The organization now runs nine buses a day between Yuma and Phoenix Sky Harbor Airport to get them to their final destinations.

“We start at 9:00 o'clock in the morning and the last bus from here to Phoenix is at 2:30 in the afternoon.”

If each bus seats 55, and all the buses are full, which they usually are, that means RCBH is sending nearly 500 asylum seekers a day on to their final destinations elsewhere in the US.

And yet, Yuma Sector Border Patrol’s facilities remain near capacity. In recent months, it’s run out of room a number of times, leaving agents no choice but to release detainees out onto the streets without a way to secure transportation for the next leg of their journey.

Mayor Nicholls told KAWC last month, those capacity limitations are the reason the City of Yuma’s been under a state of emergency for more than a year.

Sen. Cornyn says that alone proves action is needed.

“We've never seen the influx of humanity like we're seeing now across the border, we've never seen the number of drug overdose deaths that we've seen this last year.
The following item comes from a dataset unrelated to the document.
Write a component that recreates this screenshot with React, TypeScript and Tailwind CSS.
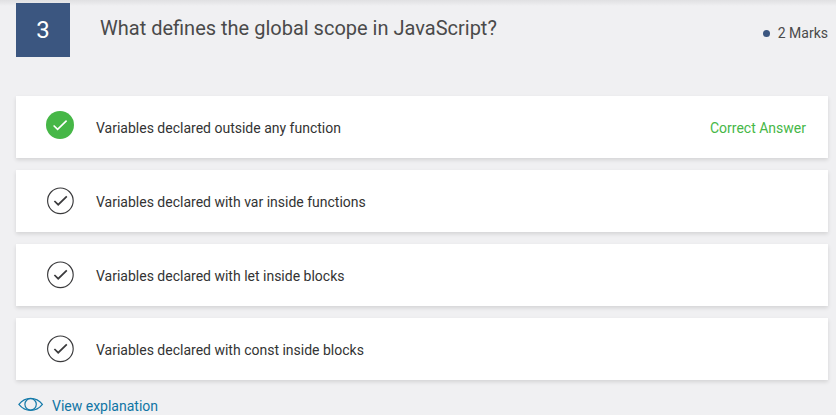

How much longer are we going to put up with it?”

Senator Chris Murphy of Connecticut says it’s clear, in its current state, this type of immigration cannot continue.

“You know, I'm proud of the fact that we welcome people here who are fleeing persecution, but our asylum system is not working, period stop and there has to be a better way to welcome people here in a way that does not overwhelm our southern border .”

The Senators, armed with fresh perspective, now head back to Washington to tackle an issue that hasn’t seen meaningful reform legislation in decades.

The last major immigration bill passed in 1986 during the Reagan Era, with a smaller bill clearing Congress in 1990 under former President George H.W. Bush.

Since then, several attempts have been made, but none have managed to survive outside their originating chamber.